## WHAT THE TASK REQUIRES:
A single run of lines is to be printed exactly: starting at the line with "Recreate this image" and ending at the line with "string; child?: boolean;", both included. Leave the pictures out.

──────────────────────────────

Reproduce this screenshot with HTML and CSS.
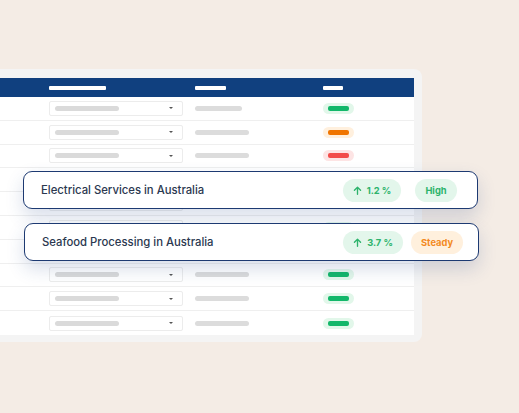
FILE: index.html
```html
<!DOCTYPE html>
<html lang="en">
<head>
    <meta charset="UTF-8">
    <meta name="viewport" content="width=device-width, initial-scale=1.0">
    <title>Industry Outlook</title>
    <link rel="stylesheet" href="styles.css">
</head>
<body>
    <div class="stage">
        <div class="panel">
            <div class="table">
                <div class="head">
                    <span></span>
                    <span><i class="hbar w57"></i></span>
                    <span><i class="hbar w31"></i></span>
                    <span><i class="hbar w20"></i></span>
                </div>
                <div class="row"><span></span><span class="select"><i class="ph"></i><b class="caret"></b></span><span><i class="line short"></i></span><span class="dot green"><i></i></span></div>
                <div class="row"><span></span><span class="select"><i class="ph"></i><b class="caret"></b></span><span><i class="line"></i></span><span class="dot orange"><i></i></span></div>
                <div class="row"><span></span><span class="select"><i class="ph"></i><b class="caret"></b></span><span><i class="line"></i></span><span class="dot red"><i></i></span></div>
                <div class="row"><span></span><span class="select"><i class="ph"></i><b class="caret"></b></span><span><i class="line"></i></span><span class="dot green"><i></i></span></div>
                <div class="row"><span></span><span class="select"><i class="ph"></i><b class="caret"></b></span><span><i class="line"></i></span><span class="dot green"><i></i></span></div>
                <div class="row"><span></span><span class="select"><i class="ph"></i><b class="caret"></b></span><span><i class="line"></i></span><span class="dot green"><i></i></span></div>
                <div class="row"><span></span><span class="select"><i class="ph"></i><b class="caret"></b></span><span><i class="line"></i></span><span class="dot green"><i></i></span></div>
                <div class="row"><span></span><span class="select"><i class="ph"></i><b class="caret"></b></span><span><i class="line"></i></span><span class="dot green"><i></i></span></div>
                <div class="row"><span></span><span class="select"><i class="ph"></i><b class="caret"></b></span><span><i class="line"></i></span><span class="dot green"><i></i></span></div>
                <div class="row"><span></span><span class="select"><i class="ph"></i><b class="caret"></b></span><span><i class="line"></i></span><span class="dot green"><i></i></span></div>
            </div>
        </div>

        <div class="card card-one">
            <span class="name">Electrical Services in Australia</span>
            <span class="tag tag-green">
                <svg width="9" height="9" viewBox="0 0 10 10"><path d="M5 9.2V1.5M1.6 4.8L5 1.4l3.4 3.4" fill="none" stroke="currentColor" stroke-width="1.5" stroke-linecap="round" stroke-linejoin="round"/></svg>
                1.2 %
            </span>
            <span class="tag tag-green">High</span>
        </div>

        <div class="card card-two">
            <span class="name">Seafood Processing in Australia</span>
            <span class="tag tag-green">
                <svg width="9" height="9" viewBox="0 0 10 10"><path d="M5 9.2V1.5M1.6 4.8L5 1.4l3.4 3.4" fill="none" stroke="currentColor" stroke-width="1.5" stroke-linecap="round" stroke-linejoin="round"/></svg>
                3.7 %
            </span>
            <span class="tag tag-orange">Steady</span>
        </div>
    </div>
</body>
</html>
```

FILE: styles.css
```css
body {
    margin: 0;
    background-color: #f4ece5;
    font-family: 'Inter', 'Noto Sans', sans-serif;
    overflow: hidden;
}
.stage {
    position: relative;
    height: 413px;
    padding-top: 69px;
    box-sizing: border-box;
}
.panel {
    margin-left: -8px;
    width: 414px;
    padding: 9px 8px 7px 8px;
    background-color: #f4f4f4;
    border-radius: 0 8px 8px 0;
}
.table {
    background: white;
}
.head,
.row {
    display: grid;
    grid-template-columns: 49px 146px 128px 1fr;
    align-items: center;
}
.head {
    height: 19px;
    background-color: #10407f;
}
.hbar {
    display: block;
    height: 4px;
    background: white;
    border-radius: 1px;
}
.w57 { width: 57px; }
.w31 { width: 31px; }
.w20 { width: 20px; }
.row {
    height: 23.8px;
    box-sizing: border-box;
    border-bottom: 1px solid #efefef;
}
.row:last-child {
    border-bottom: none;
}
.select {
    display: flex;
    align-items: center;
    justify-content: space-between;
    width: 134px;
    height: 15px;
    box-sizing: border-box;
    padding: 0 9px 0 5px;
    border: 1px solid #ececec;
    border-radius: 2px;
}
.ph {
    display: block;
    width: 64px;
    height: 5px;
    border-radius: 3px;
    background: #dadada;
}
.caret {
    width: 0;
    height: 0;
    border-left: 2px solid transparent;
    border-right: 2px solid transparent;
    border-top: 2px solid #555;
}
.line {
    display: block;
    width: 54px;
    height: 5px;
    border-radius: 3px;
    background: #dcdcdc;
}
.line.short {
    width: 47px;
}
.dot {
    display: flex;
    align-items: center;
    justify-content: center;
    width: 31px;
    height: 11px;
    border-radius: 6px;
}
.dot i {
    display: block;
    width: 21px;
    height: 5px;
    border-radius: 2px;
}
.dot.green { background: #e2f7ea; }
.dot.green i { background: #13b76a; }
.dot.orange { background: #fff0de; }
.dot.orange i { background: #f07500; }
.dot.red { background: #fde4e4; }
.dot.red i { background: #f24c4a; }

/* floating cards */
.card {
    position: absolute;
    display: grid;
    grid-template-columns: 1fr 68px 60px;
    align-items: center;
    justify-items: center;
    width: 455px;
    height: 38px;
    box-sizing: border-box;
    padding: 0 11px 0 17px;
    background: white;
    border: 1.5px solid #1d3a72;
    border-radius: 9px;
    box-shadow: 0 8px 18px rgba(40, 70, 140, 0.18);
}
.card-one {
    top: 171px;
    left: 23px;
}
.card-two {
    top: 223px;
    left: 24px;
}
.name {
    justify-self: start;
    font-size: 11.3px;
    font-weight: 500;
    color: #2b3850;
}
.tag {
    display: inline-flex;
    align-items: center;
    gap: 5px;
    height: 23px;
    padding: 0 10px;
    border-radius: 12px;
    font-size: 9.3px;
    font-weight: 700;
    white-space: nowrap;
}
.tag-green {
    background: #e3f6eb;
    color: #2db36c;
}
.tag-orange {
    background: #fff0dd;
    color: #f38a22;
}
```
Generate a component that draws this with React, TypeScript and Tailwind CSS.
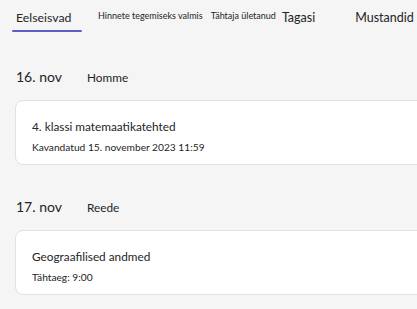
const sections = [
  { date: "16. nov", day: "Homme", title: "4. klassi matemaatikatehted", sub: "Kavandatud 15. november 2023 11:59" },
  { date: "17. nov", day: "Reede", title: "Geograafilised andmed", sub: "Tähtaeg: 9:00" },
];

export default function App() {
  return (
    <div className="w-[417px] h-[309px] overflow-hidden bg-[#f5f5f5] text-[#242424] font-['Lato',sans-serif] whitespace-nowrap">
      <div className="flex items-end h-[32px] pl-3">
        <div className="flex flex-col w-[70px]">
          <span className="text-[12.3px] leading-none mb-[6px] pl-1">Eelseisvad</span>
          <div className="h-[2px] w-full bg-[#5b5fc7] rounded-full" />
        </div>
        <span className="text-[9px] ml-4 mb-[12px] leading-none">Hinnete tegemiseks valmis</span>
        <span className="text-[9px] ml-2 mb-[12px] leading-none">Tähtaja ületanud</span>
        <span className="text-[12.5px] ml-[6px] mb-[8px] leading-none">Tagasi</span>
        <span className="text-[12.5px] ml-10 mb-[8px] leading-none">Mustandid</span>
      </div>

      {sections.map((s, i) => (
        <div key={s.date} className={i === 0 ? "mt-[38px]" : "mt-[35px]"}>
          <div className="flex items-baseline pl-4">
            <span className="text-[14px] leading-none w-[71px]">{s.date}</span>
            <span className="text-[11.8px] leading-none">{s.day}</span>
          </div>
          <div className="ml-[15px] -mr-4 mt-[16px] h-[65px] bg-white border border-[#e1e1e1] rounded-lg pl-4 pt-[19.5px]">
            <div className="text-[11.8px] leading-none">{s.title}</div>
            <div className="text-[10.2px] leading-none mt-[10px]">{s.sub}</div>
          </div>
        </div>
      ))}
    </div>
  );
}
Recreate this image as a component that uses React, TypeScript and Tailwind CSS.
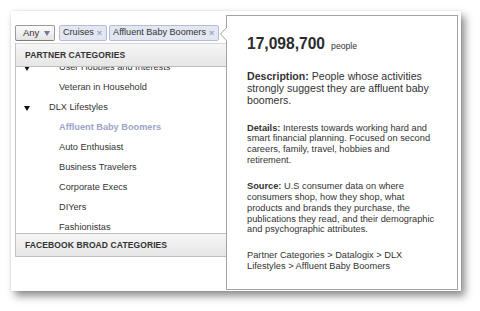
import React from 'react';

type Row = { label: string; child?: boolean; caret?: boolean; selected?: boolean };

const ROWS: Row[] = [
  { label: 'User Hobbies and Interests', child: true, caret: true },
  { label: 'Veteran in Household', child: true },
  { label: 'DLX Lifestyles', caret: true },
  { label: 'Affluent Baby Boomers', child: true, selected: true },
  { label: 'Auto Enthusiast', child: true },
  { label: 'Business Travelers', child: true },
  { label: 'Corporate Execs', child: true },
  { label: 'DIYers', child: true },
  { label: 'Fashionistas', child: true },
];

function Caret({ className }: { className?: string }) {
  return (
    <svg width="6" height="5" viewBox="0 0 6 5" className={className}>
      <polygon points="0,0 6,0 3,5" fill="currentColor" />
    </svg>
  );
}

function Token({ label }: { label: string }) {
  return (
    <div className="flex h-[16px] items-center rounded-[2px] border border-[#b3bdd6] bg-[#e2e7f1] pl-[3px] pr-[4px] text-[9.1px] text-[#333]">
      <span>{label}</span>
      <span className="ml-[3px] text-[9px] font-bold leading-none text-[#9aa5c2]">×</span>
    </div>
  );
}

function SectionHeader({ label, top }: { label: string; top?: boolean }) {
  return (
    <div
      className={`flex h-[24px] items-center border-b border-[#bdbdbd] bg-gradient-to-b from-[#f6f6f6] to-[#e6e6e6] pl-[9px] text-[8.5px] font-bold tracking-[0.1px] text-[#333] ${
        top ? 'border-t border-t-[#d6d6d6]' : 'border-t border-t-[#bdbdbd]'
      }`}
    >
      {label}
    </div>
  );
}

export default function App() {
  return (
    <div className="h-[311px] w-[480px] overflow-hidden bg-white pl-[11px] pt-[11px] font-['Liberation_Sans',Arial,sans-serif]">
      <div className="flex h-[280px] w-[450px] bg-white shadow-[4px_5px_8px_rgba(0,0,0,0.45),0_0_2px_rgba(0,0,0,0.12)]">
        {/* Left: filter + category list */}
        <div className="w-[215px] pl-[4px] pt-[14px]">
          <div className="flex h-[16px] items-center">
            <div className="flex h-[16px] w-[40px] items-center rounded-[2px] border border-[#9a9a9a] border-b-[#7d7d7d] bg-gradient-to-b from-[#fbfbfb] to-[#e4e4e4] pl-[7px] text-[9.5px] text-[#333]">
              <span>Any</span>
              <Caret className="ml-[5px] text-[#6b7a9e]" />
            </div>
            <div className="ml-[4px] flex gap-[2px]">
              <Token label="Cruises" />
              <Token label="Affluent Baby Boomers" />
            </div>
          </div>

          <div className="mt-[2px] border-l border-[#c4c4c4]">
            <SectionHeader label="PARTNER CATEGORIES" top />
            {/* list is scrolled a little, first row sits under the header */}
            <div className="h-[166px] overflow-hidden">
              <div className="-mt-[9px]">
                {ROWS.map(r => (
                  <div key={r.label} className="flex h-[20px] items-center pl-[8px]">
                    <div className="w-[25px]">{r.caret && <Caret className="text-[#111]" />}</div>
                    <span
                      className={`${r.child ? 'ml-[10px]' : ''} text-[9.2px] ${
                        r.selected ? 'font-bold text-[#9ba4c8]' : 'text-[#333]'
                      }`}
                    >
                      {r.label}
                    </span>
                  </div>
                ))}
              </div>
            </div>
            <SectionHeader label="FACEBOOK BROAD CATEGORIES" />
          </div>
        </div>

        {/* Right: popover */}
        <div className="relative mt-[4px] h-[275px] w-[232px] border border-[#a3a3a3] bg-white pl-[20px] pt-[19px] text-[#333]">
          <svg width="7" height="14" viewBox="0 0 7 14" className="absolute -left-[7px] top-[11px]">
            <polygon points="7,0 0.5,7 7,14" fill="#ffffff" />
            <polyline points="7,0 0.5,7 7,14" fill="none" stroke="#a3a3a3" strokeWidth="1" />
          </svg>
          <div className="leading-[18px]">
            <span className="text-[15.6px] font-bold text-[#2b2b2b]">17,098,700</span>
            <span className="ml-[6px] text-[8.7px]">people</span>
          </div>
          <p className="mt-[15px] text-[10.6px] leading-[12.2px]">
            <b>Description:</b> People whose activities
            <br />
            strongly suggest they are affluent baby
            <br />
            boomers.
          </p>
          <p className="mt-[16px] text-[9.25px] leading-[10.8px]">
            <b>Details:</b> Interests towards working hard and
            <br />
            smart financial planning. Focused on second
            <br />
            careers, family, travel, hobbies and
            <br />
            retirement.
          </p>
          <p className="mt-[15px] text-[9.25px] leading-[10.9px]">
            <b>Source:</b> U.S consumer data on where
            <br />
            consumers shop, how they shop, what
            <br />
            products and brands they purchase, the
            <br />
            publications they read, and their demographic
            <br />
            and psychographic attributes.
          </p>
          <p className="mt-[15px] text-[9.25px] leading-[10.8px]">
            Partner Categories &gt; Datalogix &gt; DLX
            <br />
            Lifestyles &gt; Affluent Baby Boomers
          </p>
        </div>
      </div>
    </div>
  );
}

──────────────────────────────

## COMPLETED EXERCISE:
Recreate this image as a component that uses React, TypeScript and Tailwind CSS.
import React from 'react';

type Row = { label: string; child?: boolean; caret?: boolean; selected?: boolean };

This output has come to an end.